------ Records for the task

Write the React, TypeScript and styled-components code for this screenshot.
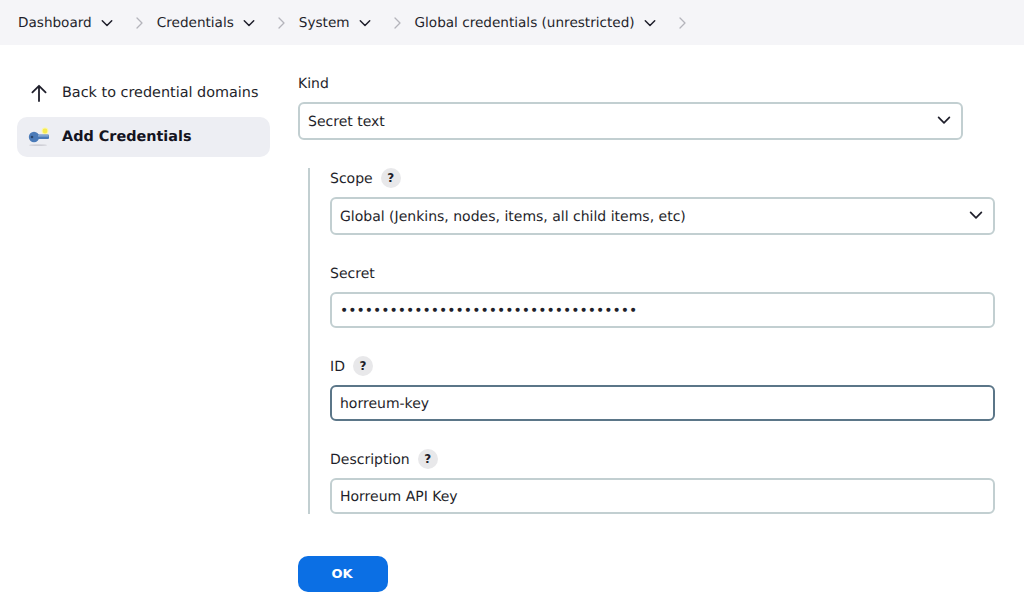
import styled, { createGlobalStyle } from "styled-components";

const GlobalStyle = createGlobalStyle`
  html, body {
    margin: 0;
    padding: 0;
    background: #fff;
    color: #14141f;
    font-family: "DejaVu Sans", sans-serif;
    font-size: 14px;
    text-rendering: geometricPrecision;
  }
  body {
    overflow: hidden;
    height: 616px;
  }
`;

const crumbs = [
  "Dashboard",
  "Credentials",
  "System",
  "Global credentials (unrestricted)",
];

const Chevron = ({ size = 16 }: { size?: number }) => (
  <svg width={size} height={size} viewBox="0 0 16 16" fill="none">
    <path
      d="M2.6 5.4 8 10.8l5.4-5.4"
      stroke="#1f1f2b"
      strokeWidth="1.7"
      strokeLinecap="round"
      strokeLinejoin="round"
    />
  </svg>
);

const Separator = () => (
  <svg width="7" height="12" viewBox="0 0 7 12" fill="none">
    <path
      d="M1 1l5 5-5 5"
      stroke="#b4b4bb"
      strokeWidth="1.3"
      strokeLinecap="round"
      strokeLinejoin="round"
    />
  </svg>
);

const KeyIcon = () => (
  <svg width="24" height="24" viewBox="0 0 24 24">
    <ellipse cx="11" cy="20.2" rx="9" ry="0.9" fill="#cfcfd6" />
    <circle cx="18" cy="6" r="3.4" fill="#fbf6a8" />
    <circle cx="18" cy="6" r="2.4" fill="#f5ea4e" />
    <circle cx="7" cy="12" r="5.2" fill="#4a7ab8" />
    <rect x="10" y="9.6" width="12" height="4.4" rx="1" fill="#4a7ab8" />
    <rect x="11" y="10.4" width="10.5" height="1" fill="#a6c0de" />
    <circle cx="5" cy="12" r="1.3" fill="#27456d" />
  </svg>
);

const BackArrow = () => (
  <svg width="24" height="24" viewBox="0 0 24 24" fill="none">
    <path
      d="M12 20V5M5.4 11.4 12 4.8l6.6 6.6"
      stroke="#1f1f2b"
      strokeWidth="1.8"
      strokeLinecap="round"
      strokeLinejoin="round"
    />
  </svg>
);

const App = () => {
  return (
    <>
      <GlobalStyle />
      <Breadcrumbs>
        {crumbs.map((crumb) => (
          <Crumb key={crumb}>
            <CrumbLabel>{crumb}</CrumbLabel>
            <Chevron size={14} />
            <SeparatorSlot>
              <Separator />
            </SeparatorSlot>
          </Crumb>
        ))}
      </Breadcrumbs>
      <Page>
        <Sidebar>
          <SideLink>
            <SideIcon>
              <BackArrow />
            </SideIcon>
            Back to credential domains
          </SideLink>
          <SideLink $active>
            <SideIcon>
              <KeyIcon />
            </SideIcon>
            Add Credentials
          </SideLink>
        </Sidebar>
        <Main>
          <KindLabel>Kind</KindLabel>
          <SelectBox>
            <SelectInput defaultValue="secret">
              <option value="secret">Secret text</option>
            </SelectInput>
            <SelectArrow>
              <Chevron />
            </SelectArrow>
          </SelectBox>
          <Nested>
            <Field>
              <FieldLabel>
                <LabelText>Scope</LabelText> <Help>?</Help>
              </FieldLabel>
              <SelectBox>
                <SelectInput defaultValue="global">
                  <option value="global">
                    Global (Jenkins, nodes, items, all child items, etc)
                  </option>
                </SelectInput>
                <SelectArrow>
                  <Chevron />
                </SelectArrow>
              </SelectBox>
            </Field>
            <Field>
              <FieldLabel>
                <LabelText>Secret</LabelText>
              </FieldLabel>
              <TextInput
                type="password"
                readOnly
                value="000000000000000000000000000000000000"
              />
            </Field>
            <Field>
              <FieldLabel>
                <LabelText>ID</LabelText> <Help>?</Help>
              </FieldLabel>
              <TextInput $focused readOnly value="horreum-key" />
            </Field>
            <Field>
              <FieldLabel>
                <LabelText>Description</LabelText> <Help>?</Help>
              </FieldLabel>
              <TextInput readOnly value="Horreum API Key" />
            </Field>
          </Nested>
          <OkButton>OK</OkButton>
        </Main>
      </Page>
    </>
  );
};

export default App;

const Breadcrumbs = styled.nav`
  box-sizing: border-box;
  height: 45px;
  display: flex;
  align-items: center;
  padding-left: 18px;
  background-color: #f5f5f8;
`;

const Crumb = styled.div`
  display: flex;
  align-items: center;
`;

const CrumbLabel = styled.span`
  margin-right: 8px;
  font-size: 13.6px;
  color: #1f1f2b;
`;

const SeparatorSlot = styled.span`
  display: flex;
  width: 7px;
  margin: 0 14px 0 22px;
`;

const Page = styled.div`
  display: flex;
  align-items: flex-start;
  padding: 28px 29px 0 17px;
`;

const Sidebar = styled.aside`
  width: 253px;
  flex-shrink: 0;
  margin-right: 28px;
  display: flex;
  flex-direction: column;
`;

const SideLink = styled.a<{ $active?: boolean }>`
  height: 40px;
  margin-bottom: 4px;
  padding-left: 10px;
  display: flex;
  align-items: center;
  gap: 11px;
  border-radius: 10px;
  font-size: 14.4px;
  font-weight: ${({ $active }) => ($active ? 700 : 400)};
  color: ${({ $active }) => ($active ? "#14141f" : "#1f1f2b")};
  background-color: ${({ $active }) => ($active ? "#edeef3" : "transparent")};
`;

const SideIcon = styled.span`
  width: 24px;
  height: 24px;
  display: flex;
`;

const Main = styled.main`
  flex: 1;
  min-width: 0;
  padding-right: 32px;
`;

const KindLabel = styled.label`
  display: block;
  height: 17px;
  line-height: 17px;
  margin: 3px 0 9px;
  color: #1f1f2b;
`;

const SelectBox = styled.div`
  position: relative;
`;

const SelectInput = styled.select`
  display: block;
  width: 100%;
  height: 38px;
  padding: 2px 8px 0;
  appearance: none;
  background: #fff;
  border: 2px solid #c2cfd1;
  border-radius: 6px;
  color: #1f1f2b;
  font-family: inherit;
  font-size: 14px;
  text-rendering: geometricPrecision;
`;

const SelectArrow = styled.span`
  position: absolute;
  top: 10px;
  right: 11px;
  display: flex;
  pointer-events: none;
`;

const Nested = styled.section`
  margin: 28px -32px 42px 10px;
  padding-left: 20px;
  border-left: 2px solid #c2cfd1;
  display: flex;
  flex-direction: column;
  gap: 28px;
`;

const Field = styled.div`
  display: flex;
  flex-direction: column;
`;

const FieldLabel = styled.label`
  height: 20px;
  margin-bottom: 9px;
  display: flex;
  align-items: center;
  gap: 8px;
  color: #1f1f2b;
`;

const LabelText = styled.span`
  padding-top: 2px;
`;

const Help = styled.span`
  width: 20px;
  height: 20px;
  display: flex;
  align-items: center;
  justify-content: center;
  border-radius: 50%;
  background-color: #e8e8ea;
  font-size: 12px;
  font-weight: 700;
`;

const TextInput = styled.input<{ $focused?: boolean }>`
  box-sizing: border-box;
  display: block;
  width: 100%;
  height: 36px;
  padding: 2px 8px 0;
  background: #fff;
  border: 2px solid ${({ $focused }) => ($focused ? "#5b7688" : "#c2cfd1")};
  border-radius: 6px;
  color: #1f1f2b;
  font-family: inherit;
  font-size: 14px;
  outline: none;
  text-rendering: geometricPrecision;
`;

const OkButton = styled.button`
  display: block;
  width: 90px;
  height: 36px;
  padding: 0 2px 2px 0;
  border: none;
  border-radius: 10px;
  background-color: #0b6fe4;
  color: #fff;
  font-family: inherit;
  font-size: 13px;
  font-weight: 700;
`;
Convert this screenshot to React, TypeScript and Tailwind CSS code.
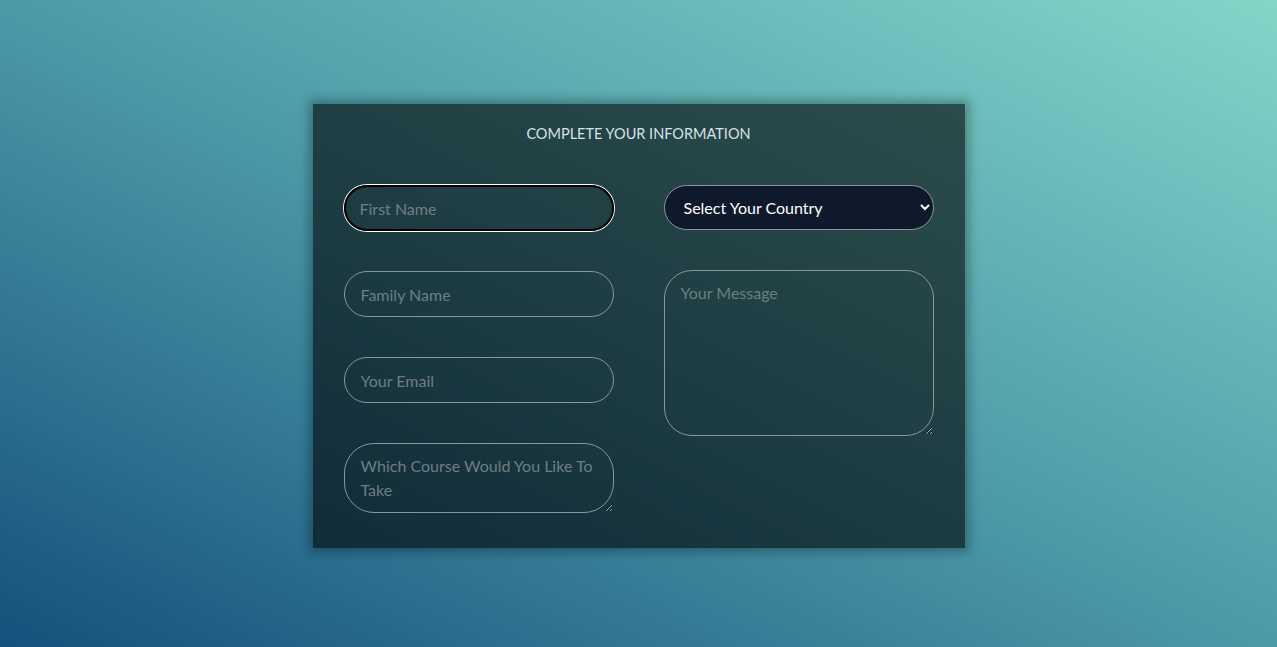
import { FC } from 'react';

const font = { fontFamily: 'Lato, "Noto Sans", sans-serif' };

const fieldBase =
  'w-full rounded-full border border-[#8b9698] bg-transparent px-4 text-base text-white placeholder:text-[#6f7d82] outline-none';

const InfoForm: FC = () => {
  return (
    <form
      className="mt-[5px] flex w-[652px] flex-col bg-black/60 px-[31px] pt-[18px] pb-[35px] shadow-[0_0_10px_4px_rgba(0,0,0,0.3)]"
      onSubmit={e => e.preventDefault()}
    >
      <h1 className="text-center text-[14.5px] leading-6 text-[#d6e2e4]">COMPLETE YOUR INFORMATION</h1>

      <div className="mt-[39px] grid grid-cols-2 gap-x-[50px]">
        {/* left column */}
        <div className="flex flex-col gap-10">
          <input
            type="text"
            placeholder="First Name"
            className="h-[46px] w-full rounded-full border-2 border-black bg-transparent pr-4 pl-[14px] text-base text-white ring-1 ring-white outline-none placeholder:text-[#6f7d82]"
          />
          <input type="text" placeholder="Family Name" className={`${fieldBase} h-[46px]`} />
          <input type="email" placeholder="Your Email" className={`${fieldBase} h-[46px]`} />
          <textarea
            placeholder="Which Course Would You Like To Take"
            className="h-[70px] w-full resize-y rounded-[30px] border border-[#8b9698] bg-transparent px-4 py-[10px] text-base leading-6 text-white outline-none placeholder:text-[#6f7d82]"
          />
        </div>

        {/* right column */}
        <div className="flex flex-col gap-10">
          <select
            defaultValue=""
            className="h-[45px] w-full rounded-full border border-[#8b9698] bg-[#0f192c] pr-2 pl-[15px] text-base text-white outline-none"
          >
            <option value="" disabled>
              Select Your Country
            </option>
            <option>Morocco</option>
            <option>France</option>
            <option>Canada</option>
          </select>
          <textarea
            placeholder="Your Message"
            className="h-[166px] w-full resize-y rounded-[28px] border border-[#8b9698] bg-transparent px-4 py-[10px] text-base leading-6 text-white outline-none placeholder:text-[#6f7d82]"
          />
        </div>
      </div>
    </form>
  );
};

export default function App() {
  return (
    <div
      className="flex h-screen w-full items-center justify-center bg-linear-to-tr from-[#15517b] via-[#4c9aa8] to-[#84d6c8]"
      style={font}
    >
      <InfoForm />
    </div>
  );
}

------------

## Requirement
Looking at the records above, work out how many lines include the word "code", then give that number by itself.

## Expected output
2